What you are asked to do
Only lines with the string "single" matter here; gather them from the material below.

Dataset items
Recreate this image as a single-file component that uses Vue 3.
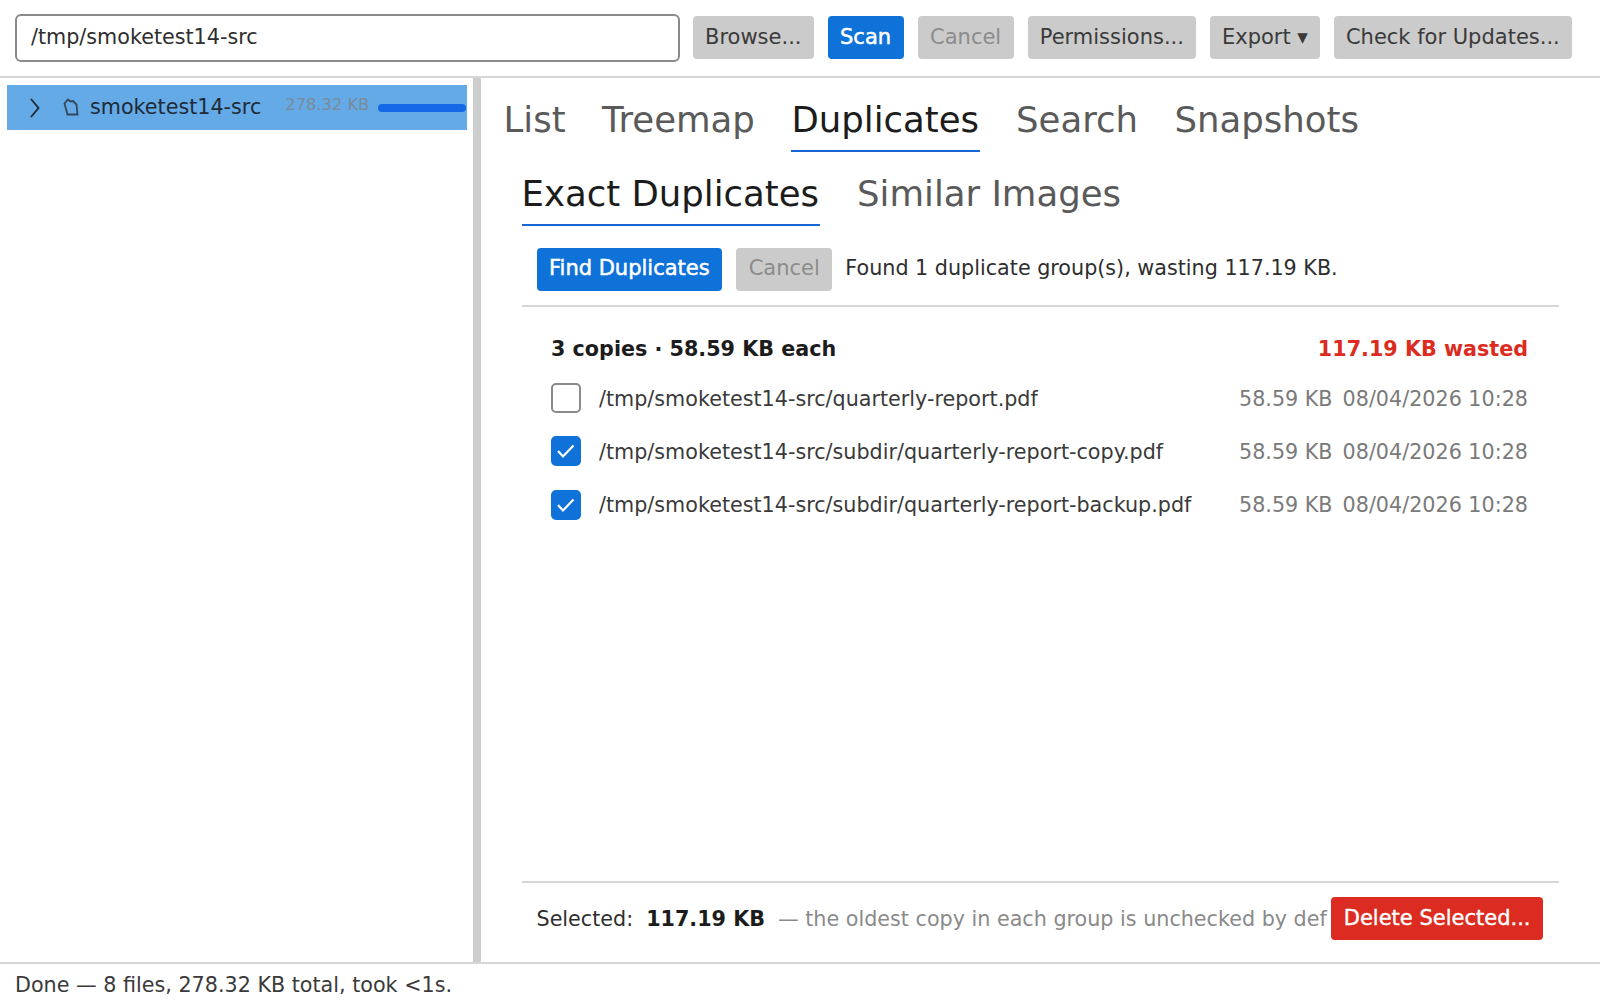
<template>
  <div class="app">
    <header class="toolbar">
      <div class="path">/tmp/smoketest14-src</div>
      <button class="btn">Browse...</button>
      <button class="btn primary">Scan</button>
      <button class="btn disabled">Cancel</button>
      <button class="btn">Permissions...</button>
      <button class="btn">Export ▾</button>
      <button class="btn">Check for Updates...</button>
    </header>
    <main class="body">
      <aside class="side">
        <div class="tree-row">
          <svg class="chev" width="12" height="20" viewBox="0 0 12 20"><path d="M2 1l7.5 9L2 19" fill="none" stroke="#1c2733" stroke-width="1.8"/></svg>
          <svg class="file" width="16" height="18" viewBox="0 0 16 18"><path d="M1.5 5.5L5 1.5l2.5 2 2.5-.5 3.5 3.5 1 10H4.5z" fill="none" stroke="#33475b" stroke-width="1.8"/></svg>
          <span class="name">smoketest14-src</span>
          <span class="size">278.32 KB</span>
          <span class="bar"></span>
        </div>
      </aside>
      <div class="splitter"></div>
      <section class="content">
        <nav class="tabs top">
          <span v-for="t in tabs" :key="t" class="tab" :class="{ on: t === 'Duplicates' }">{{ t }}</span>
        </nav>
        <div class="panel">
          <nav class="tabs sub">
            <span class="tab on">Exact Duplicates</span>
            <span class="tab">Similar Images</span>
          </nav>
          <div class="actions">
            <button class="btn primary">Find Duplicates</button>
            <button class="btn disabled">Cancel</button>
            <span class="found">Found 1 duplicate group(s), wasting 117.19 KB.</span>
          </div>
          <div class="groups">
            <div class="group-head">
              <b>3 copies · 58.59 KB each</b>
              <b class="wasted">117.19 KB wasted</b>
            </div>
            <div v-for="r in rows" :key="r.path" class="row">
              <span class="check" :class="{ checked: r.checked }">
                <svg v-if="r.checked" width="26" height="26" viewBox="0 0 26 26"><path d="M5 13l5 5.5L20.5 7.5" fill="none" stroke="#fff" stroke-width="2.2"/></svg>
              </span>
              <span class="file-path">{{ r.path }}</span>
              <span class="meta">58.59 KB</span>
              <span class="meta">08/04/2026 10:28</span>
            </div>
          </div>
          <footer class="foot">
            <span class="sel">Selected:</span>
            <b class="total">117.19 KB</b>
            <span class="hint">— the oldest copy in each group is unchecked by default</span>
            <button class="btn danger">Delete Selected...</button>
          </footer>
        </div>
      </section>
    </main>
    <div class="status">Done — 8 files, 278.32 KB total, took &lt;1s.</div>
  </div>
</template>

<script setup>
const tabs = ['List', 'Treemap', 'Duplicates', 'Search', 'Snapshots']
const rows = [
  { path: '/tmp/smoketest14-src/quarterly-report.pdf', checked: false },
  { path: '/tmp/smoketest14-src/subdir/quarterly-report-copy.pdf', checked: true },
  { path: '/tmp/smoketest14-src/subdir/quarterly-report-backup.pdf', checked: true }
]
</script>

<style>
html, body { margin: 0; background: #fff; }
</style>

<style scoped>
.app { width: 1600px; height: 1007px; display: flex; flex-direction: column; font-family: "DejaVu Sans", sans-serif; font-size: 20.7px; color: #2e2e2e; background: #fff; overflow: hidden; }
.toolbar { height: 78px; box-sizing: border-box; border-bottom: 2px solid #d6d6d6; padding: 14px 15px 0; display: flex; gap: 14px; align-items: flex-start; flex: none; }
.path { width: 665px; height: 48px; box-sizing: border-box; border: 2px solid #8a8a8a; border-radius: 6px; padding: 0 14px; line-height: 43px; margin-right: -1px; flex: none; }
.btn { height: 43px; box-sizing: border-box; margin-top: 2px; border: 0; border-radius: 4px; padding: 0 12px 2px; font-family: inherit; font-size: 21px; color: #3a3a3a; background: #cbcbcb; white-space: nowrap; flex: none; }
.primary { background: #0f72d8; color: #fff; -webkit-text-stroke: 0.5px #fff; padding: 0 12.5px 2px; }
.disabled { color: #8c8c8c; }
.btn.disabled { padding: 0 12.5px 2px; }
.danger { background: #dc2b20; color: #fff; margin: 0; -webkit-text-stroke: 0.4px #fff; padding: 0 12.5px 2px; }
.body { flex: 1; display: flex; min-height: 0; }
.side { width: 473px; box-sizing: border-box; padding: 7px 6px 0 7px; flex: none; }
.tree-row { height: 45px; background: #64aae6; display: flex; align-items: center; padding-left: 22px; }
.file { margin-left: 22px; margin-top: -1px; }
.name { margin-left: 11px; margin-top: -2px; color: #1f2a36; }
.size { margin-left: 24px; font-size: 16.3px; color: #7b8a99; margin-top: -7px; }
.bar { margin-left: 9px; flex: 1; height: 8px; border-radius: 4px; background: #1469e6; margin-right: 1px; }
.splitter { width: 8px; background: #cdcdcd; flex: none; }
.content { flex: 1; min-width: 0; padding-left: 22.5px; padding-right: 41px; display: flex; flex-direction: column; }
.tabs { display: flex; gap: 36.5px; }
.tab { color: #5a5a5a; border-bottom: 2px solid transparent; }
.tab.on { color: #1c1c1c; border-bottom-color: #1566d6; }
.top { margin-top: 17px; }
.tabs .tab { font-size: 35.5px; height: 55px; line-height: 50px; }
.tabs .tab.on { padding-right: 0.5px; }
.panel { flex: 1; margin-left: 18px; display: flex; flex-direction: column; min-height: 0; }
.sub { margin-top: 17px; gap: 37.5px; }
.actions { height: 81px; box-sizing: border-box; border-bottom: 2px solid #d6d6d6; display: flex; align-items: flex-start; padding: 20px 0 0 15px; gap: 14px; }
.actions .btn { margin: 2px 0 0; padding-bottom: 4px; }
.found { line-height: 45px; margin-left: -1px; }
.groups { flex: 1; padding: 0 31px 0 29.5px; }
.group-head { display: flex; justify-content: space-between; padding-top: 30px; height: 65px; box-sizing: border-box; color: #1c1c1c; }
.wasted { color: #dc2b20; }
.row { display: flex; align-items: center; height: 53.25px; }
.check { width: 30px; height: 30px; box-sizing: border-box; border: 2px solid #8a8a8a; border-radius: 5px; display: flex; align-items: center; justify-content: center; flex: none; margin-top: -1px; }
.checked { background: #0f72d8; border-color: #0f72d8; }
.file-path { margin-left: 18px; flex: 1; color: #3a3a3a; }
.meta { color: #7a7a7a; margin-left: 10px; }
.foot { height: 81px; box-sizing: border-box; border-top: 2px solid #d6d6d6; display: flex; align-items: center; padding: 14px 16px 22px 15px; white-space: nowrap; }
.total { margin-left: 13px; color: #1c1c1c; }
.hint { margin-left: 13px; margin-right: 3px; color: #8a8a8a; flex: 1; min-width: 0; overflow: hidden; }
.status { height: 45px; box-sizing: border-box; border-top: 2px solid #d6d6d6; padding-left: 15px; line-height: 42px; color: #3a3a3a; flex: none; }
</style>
...
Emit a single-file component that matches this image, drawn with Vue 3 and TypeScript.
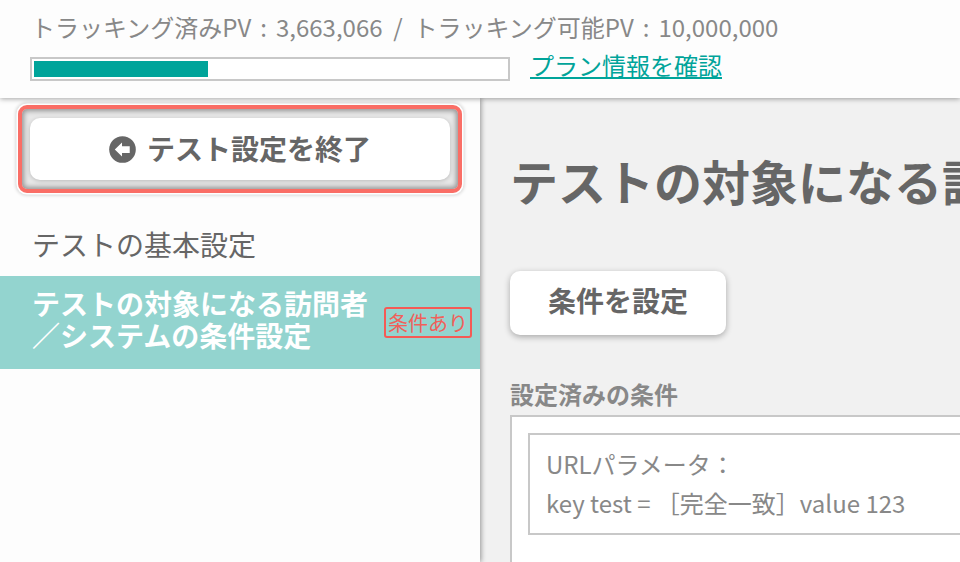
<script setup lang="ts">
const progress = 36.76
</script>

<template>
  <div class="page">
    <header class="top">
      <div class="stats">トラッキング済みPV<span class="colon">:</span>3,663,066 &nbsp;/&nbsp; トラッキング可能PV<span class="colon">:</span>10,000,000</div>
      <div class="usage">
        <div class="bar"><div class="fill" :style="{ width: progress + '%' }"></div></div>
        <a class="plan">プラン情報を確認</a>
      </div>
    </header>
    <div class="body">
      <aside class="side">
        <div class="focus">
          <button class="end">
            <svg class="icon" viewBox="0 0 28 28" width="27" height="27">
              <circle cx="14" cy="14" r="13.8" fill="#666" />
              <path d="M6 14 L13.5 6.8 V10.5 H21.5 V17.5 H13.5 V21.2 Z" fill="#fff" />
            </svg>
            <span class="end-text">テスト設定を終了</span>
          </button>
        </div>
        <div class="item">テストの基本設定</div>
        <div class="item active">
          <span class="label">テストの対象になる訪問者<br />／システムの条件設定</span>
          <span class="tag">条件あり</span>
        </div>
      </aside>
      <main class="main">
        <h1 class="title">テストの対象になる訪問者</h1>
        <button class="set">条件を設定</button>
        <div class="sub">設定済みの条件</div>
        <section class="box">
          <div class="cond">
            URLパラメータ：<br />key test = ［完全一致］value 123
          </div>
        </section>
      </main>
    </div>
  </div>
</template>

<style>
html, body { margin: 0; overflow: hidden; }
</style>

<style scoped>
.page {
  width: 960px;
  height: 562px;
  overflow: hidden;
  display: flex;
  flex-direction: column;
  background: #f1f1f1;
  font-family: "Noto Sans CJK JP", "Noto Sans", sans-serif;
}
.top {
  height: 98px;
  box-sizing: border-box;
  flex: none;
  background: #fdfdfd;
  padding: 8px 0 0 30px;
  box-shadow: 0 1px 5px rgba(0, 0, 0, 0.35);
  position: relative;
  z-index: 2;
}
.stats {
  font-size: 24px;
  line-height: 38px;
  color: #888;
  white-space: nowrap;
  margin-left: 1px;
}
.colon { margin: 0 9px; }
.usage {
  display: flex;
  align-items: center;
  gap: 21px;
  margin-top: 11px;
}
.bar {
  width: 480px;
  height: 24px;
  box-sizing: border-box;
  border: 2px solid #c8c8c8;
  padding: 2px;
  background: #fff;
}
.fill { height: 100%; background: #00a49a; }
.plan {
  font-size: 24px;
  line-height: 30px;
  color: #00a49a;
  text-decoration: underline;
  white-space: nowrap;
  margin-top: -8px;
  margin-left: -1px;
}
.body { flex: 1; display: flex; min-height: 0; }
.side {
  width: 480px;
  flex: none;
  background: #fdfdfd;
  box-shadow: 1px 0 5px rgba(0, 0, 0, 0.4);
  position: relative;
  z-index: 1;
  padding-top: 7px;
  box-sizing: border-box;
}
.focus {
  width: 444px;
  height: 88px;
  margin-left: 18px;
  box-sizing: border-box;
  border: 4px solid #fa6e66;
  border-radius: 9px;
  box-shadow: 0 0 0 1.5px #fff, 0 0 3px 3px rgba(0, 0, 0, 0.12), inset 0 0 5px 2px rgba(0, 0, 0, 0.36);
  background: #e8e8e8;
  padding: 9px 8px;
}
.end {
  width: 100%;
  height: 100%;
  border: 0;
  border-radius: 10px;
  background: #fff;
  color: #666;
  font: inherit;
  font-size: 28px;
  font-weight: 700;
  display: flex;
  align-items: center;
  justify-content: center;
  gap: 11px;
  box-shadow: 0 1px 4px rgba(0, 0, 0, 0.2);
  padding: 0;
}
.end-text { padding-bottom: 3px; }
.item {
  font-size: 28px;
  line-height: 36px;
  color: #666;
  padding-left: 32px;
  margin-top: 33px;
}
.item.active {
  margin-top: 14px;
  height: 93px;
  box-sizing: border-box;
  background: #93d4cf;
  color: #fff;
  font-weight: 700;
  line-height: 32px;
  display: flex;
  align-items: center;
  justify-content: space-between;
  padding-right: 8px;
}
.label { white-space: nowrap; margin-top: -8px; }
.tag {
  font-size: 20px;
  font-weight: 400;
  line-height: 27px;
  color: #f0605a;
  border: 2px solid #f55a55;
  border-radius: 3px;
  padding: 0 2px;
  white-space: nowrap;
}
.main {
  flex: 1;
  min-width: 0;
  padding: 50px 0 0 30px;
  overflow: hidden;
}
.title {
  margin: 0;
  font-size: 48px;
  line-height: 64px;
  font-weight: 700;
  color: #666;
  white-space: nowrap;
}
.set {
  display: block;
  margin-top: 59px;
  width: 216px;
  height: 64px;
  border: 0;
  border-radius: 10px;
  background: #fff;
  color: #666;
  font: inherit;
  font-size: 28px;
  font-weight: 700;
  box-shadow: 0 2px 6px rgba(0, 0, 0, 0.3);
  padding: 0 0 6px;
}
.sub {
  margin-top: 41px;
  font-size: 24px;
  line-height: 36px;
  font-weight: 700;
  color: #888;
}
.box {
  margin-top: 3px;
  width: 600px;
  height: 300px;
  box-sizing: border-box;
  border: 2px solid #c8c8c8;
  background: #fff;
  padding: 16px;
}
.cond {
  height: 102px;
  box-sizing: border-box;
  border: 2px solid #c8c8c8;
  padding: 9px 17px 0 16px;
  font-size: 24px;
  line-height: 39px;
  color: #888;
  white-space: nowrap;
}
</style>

The result
Recreate this image as a single-file component that uses Vue 3.
Emit a single-file component that matches this image, drawn with Vue 3 and TypeScript.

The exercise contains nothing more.